L’elemento più inaspettato della relazione, però, è stato la richiesta chiara rivolta al Pd di sostenere la nomina a vicepresidente vicario di Raffaele Fitto, designato dal governo come commissario europeo. Una richiesta di unità nazionale «come noi abbiamo fatto nella scorsa legislatura all’atto della nomina di Paolo Gentiloni, quando proprio Raffaele Fitto, in rappresentanza di Fratelli d'Italia, si espresse a favore del candidato italiano e conseguentemente il gruppo di Ecr votò in suo favore». Un nervosismo, quello di Meloni, che nasce dal fatto che il gruppo dei Socialisti europei – la famiglia politica dei dem – ha tentato di far spostare l’audizione di Fitto come ultimo dei vicepresidenti «dicendo che non avrebbe accettato che all’Italia fosse riconosciuta la vicepresidenza esecutiva». Di qui la richiesta al Pd: «Credo dobbiate parlare con il vostro gruppo», perché «ci sono momenti in cui l’interesse nazionale deve prevalere su quello di parte».

In realtà, la lettura di Meloni ha convinto poco le opposizioni. Matteo Renzi ha ricordato che Meloni, nel 2019 e nel 2014, la pensava diversamente perché «il 5 settembre 2019 invita la piazza contro Gentiloni e il 30 agosto 2014 definisce la nomina dell’Alto rappresentante Ue Federica Mogherini come un inutile pennacchio». Anche Schlein ha rimesso insieme i ricordi della piazza chiamata contro Gentiloni. «Avete da rivendicare solo la vostra incoerenza», ha detto ricordando il no di Fratelli d’Italia all’intera commissione di cui l’ex premier faceva parte.

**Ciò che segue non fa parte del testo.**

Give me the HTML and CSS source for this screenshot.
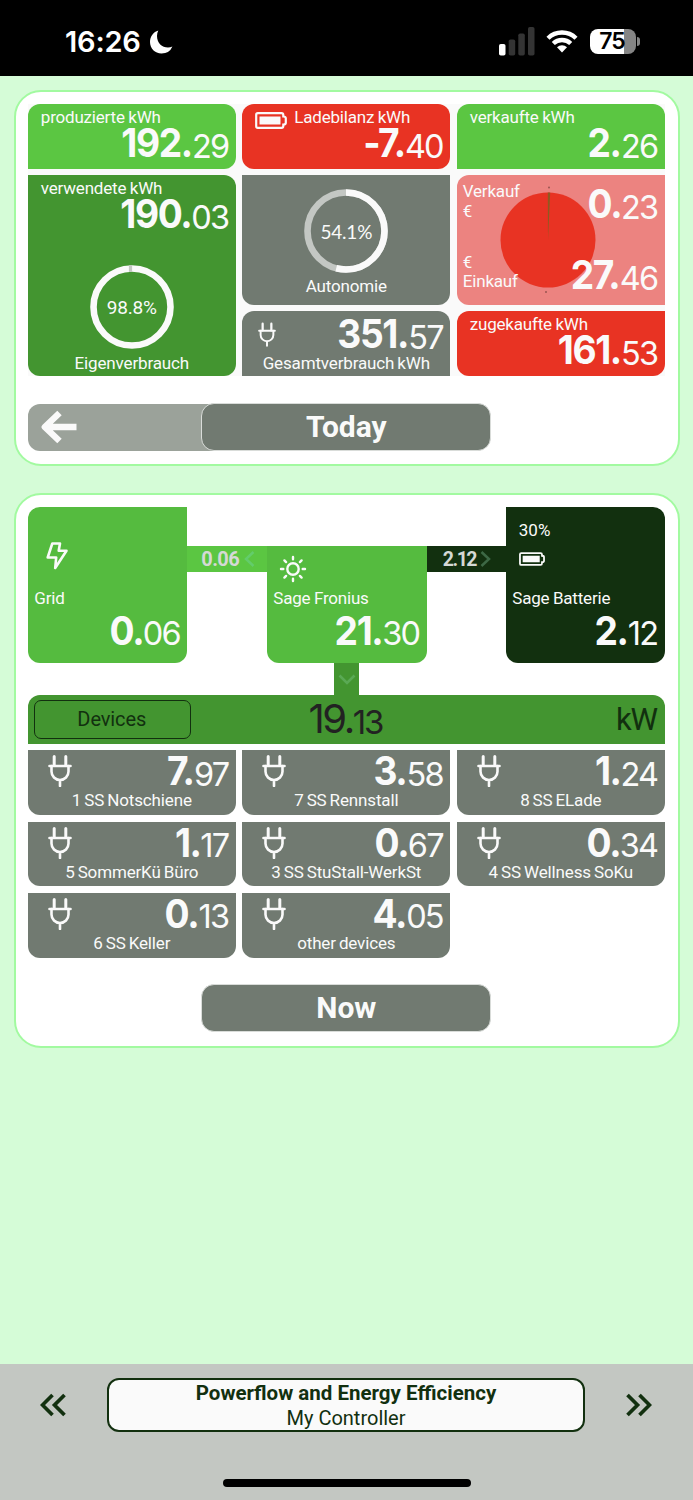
FILE: index.html
```html
<!DOCTYPE html>
<html lang="de">
<head>
<meta charset="utf-8">
<title>Powerflow and Energy Efficiency</title>
<link rel="stylesheet" href="styles.css">
</head>
<body>
<svg class="defs" width="0" height="0">
  <symbol id="plug" viewBox="0 0 24 32"><path d="M6.2 1.5v9M17.8 1.5v9" stroke-width="3"/><path d="M1.5 11h21" stroke-width="2.6"/><path d="M3.5 11v5.5a8.5 8.5 0 0 0 17 0V11M12 25v6" stroke-width="2.6"/></symbol>
  <symbol id="battery" viewBox="0 0 32 17"><path d="M2.8 1.200h23.700q1.800 0 1.800 1.800v1.500q2.500 0 2.500 1.800v4.400q0 1.800-2.500 1.800v1.500q0 1.800-1.800 1.800H2.800Q1.200 15.800 1.200 14.200V2.800Q1.200 1.200 2.800 1.200Z" stroke-width="2.200"/><path d="M4.500 4.500h21v8h-21Z" fill="currentColor" stroke="none"/></symbol>
</svg>
<header class="status">
  <div class="clock"><span>16:26</span>
    <svg width="24" height="24" viewBox="0 0 24 24"><path d="M9.300.6A12 12 0 0 0 8 6C8 13 13 17.500 19 17.500q2.500 0 4.400-1Q20.500 23.500 12.500 23.500C6 23.500 1 18.500 1 12 1 6.500 4.500 2 9.300.6Z" fill="#fff"/></svg>
  </div>
  <div class="radio">
    <svg width="36" height="30" viewBox="0 0 36 30"><rect y="18" width="6.500" height="11.500" rx="1.800" fill="#fff"/><g fill="#343434"><rect x="9.700" y="13.500" width="6.500" height="16" rx="1.800"/><rect x="19.300" y="7.500" width="6.500" height="22" rx="1.800"/><rect x="29" y="1" width="6.500" height="28.500" rx="1.800"/></g></svg>
    <svg width="32" height="24" viewBox="0 0 32 24"><g fill="none" stroke="#fff" stroke-width="4.400"><path d="M2 9.200a20 20 0 0 1 28 0"/><path d="M7.300 14.500a12.500 12.500 0 0 1 17.400 0"/></g><path d="M11 18.200a7.500 7.500 0 0 1 10 0L16 23.500Z" fill="#fff"/></svg>
    <div class="charge"><span>75</span></div><i class="charge-tip"></i>
  </div>
</header>

<main class="screen">
  <section class="card">
    <div class="summary">
      <article class="tile lime c-tl c-tr c-br"><h3>produzierte kWh</h3><p class="value"><b>192.</b><span>29</span></p></article>
      <article class="tile red c-tl c-tr c-bl c-br"><h3 class="with-battery"><svg class="icon" width="32" height="17"><use href="#battery"/></svg>Ladebilanz kWh</h3><p class="value"><b>-7.</b><span>40</span></p></article>
      <article class="tile lime c-tl c-tr"><h3>verkaufte kWh</h3><p class="value"><b>2.</b><span>26</span></p></article>

      <article class="tile green tall c-tr c-bl c-br"><h3>verwendete kWh</h3><p class="value"><b>190.</b><span>03</span></p>
        <div class="gauge own"><svg width="84" height="84" viewBox="0 0 84 84"><circle cx="42" cy="42" r="38.500" fill="none" stroke="#fafafa" stroke-width="6.600"/><path d="M40.500 3.500v6.700" transform="translate(0 -3.300)" stroke="#c3c8c2" stroke-width="3.200"/></svg><span>98.8%</span></div>
        <h4>Eigenverbrauch</h4></article>
      <article class="tile grey c-bl c-br">
        <div class="gauge autonomy"><svg width="84" height="84" viewBox="0 0 84 84"><circle cx="42" cy="42" r="38.500" fill="none" stroke="#c3c7c3" stroke-width="6.600"/><circle cx="42" cy="42" r="38.500" fill="none" stroke="#fafafa" stroke-width="6.600" pathLength="100" stroke-dasharray="54.100 100" transform="rotate(-90 42 42)"/></svg><span>54.1%</span></div>
        <h4>Autonomie</h4></article>
      <article class="tile pink c-tl c-bl">
        <svg class="pie" width="96" height="112" viewBox="0 0 96 112"><circle cx="48" cy="56" r="47.500" fill="#e83323"/><path d="M48 56 47.800 8.500h2.400Z" fill="#8f5a20"/><circle cx="49" cy="3.500" r="1" fill="#9b5551"/><circle cx="46" cy="108" r="1" fill="#9b5551"/></svg>
        <div class="trade"><p class="trade-label">Verkauf<br>€</p><p class="value"><b>0.</b><span>23</span></p></div>
        <div class="trade"><p class="trade-label">€<br>Einkauf</p><p class="value"><b>27.</b><span>46</span></p></div>
      </article>
      <article class="tile grey total c-tl c-tr"><div class="row"><svg class="icon" width="18" height="25"><use href="#plug"/></svg><p class="value"><b>351.</b><span>57</span></p></div><h4>Gesamtverbrauch kWh</h4></article>
      <article class="tile red c-tl c-bl c-br"><h3>zugekaufte kWh</h3><p class="value"><b>161.</b><span>53</span></p></article>
    </div>
    <div class="period">
      <div class="back"><svg width="37" height="36" viewBox="0 0 37 36"><path d="M35.500 18H4M18.500 4 3.800 18l14.700 14" fill="none" stroke="#fafafa" stroke-width="6.400" stroke-linejoin="round"/></svg></div>
      <div class="button">Today</div>
    </div>
  </section>

  <section class="card power">
    <div class="flow">
      <article class="node c-tl c-bl c-br"><svg class="icon bolt" width="22" height="28" viewBox="0 0 22 28"><path d="M6.300 1.500h7.700l-1.300 7.300h7.800L9.200 26l1-10.500H1.700Z" stroke-width="2.600" stroke-linejoin="round"/></svg><h3>Grid</h3><p class="value"><b>0.</b><span>06</span></p></article>
      <div class="link lime"><span>0.06</span><svg width="11" height="18" viewBox="0 0 11 18"><path d="M9.500 2 2 9l7.500 7" fill="none" stroke="#63cc6b" stroke-width="2.500"/></svg></div>
      <article class="node middle c-bl c-br"><svg class="icon sun" width="28" height="28" viewBox="0 0 28 28"><circle cx="14" cy="14" r="5.700" stroke-width="2.400"/><path d="M14 2v2.300M14 23.700V26M2 14h2.300M23.700 14H26M5.400 5.400l1.700 1.700M20.900 20.900l1.700 1.700M5.400 22.600l1.700-1.700M20.900 7.100l1.700-1.700" stroke-width="2.400"/></svg><h3>Sage Fronius</h3><p class="value"><b>21.</b><span>30</span></p></article>
      <div class="link dark"><span>2.12</span><svg width="11" height="18" viewBox="0 0 11 18"><path d="M1.500 2 9 9l-7.500 7" fill="none" stroke="#3d6845" stroke-width="2.500"/></svg></div>
      <article class="node dark c-tr c-bl c-br"><p class="charge-level">30%</p><svg class="icon cell" width="26" height="14" viewBox="0 0 32 17"><use href="#battery" width="32" height="17"/></svg><h3>Sage Batterie</h3><p class="value"><b>2.</b><span>12</span></p></article>
    </div>
    <div class="trunk"><svg width="18" height="11" viewBox="0 0 18 11"><path d="m1.500 1.500 7.500 7.500 7.500-7.500" fill="none" stroke="#5aa954" stroke-width="2.600"/></svg></div>
    <div class="bar"><div class="devices-button">Devices</div><p class="sum"><span class="whole">19.</span><span>13</span></p><span class="unit">kW</span></div>
    <div class="devices">
      <article class="tile grey c-bl c-br"><div class="row"><svg class="icon" width="24" height="32"><use href="#plug"/></svg><p class="value"><b>7.</b><span>97</span></p></div><h4>1 SS Notschiene</h4></article>
      <article class="tile grey c-bl c-br"><div class="row"><svg class="icon" width="24" height="32"><use href="#plug"/></svg><p class="value"><b>3.</b><span>58</span></p></div><h4>7 SS Rennstall</h4></article>
      <article class="tile grey c-bl c-br"><div class="row"><svg class="icon" width="24" height="32"><use href="#plug"/></svg><p class="value"><b>1.</b><span>24</span></p></div><h4>8 SS ELade</h4></article>
      <article class="tile grey c-bl c-br"><div class="row"><svg class="icon" width="24" height="32"><use href="#plug"/></svg><p class="value"><b>1.</b><span>17</span></p></div><h4>5 SommerKü Büro</h4></article>
      <article class="tile grey c-bl c-br"><div class="row"><svg class="icon" width="24" height="32"><use href="#plug"/></svg><p class="value"><b>0.</b><span>67</span></p></div><h4>3 SS StuStall-WerkSt</h4></article>
      <article class="tile grey c-bl c-br"><div class="row"><svg class="icon" width="24" height="32"><use href="#plug"/></svg><p class="value"><b>0.</b><span>34</span></p></div><h4>4 SS Wellness SoKu</h4></article>
      <article class="tile grey c-bl c-br"><div class="row"><svg class="icon" width="24" height="32"><use href="#plug"/></svg><p class="value"><b>0.</b><span>13</span></p></div><h4>6 SS Keller</h4></article>
      <article class="tile grey c-bl c-br"><div class="row"><svg class="icon" width="24" height="32"><use href="#plug"/></svg><p class="value"><b>4.</b><span>05</span></p></div><h4>other devices</h4></article>
    </div>
    <div class="period now"><div class="button">Now</div></div>
  </section>
</main>

<footer class="footer">
  <nav class="pager">
    <svg width="26" height="24" viewBox="0 0 26 24"><path d="M12.500 2 2.500 12l10 10M24.500 2l-10 10 10 10" fill="none" stroke="#12300f" stroke-width="3.700"/></svg>
    <div class="page"><strong>Powerflow and Energy Efficiency</strong><span>My Controller</span></div>
    <svg width="26" height="24" viewBox="0 0 26 24"><path d="m1.500 2 10 10-10 10M13.500 2l10 10-10 10" fill="none" stroke="#12300f" stroke-width="3.700"/></svg>
  </nav>
  <div class="home"></div>
</footer>
</body>
</html>
```
FILE: styles.css
```css
* { box-sizing: border-box; }
body { margin: 0; width: 693px; height: 1500px; overflow: hidden; display: flex; flex-direction: column; background: #d5fcd7; font-family: Roboto, "Liberation Sans", sans-serif; color: #fafafa; }
h3, h4, p { margin: 0; font-weight: 400; }
svg { display: block; flex: none; }
.defs { display: none; }
.icon { fill: none; stroke: currentColor; stroke-linecap: round; }

.status { height: 76px; flex: none; background: #000; display: flex; justify-content: space-between; padding: 0 53px 0 65px; color: #fff; font-family: Inter, sans-serif; }
.clock { display: flex; align-items: center; gap: 8px; padding-top: 7px; font-size: 29px; font-weight: 600; letter-spacing: -.2px; }
.radio { display: flex; align-items: center; padding-top: 6px; }
.radio svg:first-child { margin-right: 11px; margin-top: -1px; }
.radio svg:nth-child(2) { margin-right: 12px; }
.charge { width: 46px; height: 25px; padding-right: 2px; border-radius: 8px; background: linear-gradient(90deg, #fff 75%, #858585 75%); display: flex; align-items: center; justify-content: center; color: #000; font-size: 23px; font-weight: 600; letter-spacing: -1px; }
.charge-tip { width: 3px; height: 9px; margin-left: 1px; border-radius: 0 4px 4px 0; background: #858585; }

.screen { flex: 1; display: flex; flex-direction: column; gap: 27px; padding: 14px 13.500px 0; }
.card { width: 666px; height: 376px; padding: 12.300px; border: 2px solid #a2faa0; border-radius: 27px; background: #fff; }
.card.power { height: 555px; }

.summary { display: grid; grid-template-columns: repeat(3, 208px); grid-template-rows: 64.500px 129.500px 65px; gap: 6.500px; width: 637px; background: #fafafa; }
.tile { position: relative; display: flex; flex-direction: column; }
.tall { grid-row: span 2; }
.lime { background: #5bc642; }
.green { background: #439530; }
.red { background: #e83323; }
.pink { background: #ec8380; }
.grey { background: #717a71; }
.c-tl { border-top-left-radius: 12px; }
.c-tr { border-top-right-radius: 12px; }
.c-bl { border-bottom-left-radius: 12px; }
.c-br { border-bottom-right-radius: 12px; }
h3 { height: 26px; padding-left: 13px; font-size: 17px; letter-spacing: -.2px; word-spacing: -.5px; line-height: 26px; white-space: nowrap; }
h4 { height: 20px; font-size: 17px; letter-spacing: -.15px; word-spacing: -1px; line-height: 20px; text-align: center; white-space: nowrap; }
.with-battery { display: flex; gap: 7px; }
.with-battery .icon { margin-top: 7.500px; }

.value { display: flex; justify-content: flex-end; height: 40px; padding-right: 7.500px; font-family: Inter, sans-serif; line-height: 40px; white-space: nowrap; }
.value b { padding-top: 1px; font-size: 40px; font-weight: 750; letter-spacing: -1.500px; transform: scaleX(.93); transform-origin: right; }
.value span { font-size: 32.500px; font-weight: 400; letter-spacing: -1.800px; padding-top: 4.500px; }
h3 + .value { margin-top: -8px; }
.row { display: flex; justify-content: space-between; height: 40px; padding-left: 20px; }
.devices .row .icon { margin-top: 5px; }
.total { padding-top: 2px; }
.total .row { padding-left: 16px; }
.total .icon { margin-top: 9px; }

.gauge { position: relative; display: grid; place-items: center; width: 84px; height: 84px; margin: 0 auto; font-size: 19px; letter-spacing: -.2px; }
.gauge > * { grid-area: 1 / 1; }
.own { margin-top: 32px; }
.own + h4 { margin-top: 4px; }
.autonomy { margin-top: 14px; font-family: Lato, sans-serif; }
.autonomy + h4 { margin-top: 3px; }
.pie { position: absolute; left: 43px; top: 9px; }
.trade { position: relative; display: flex; justify-content: space-between; height: 70.500px; padding: 7px 0 0 6px; }
.trade-label { font-size: 17px; letter-spacing: -.2px; line-height: 19.500px; }
.trade .value { margin-top: 1px; }
.trade + .trade { height: 59px; padding-top: 7px; }
.trade + .trade .value { margin-top: 1.500px; }

.period { position: relative; display: flex; justify-content: center; width: 637px; height: 48px; margin-top: 26.500px; }
.button { width: 290px; height: 48px; border: 1px solid #d9dcd9; border-radius: 13px; background: #717a71; font-size: 30px; font-weight: 700; line-height: 46px; text-align: center; position: relative; }
.back { position: absolute; left: 0; top: 1px; width: 200px; height: 47px; padding: 5px 0 0 13px; border-radius: 12px 0 0 12px; background: #9ba29a; }

.flow { display: grid; grid-template-columns: 159.500px 79.500px 160px 79px 159px; grid-template-rows: 155.500px; height: 155.500px; }
.node { display: flex; flex-direction: column; background: #55bb3f; position: relative; }
.dark { background: #12300f; }
.middle { margin-top: 39px; }
.node h3 { padding-left: 6.500px; margin-top: auto; }
.node .value { flex: none; margin: -1px 0 0; height: 53px; }
.bolt { margin: 35px 0 0 18px; }
.sun { margin: 9px 0 0 12px; }
.charge-level { padding: 12px 0 0 13px; font-size: 17px; line-height: 22px; }
.cell { margin: 11px 0 0 13px; }
.link { height: 26px; margin-top: 39px; display: flex; align-items: center; gap: 5px; padding-left: 14px; color: #d5d9d5; font-size: 20px; font-weight: 700; letter-spacing: -.6px; }
.link.dark { padding-left: 16px; gap: 3px; font-size: 19.500px; letter-spacing: -1.500px; }
.link.dark svg { margin-left: 1px; }
.trunk { width: 25.500px; height: 32.500px; margin-left: 306px; padding: 11px 0 0 4px; background: #439530; }
.bar { display: grid; grid-template-columns: 1fr auto 1fr; width: 637px; height: 48.500px; padding: 5px 8px 0 6.500px; border-radius: 12px 12px 0 0; background: #439530; color: #12300f; }
.devices-button { width: 157px; height: 39px; padding-right: 2px; border: 1.800px solid #12300f; border-radius: 7px; font-size: 20px; letter-spacing: -.1px; line-height: 36px; text-align: center; }
.sum { display: flex; line-height: 40px; height: 40px; color: #222; font-family: Inter, sans-serif; font-size: 33px; letter-spacing: -2px; }
.sum .whole { font-size: 40px; letter-spacing: -2.500px; margin-top: -1px; }
.sum span:last-child { padding-top: 2px; }
.unit { justify-self: end; font-size: 31px; font-weight: 400; letter-spacing: -1.200px; line-height: 40px; }
.devices { display: grid; grid-template-columns: repeat(3, 208px); grid-auto-rows: 64.800px; gap: 6.500px; margin-top: 6.500px; }

.footer { height: 136.500px; flex: none; padding-top: 14px; background: #c3c7c2; }
.pager { display: flex; align-items: center; justify-content: space-between; padding: 0 41px 0 40px; }
.page { width: 478px; height: 54px; border: 2px solid #12300f; border-radius: 12px; background: #fafafa; color: #12300f; text-align: center; font-size: 20px; line-height: 25px; }
.page > * { display: block; }
.page strong { height: 26px; font-size: 20.500px; line-height: 26px; }
.home { width: 248px; height: 8px; margin: 47px auto 0; border-radius: 4px; background: #000; }
```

La sintesi del Pd è stata quella di non sbilanciarsi, e anche il capogruppo in Senato, Francesco Boccia, ha risposto freddamente: «Mi auguro che lo stesso sostegno l’abbia chiesto anche a Salvini e alla Lega, che non mi pare abbiano intenzione di votare la commissione von der Leyen». L’attuale posizione è quella di aspettare l’audizione prevista per novembre dell’ormai ex ministro e di decidere sulla base di ciò che dirà in quella sede prima di decidere, ma, ha avvertito Schlein, «Fitto non si presenta con il migliore biglietto da visita. Sul Pnrr, l’Italia ha raggiunto il 37 per cento dei suoi obiettivi».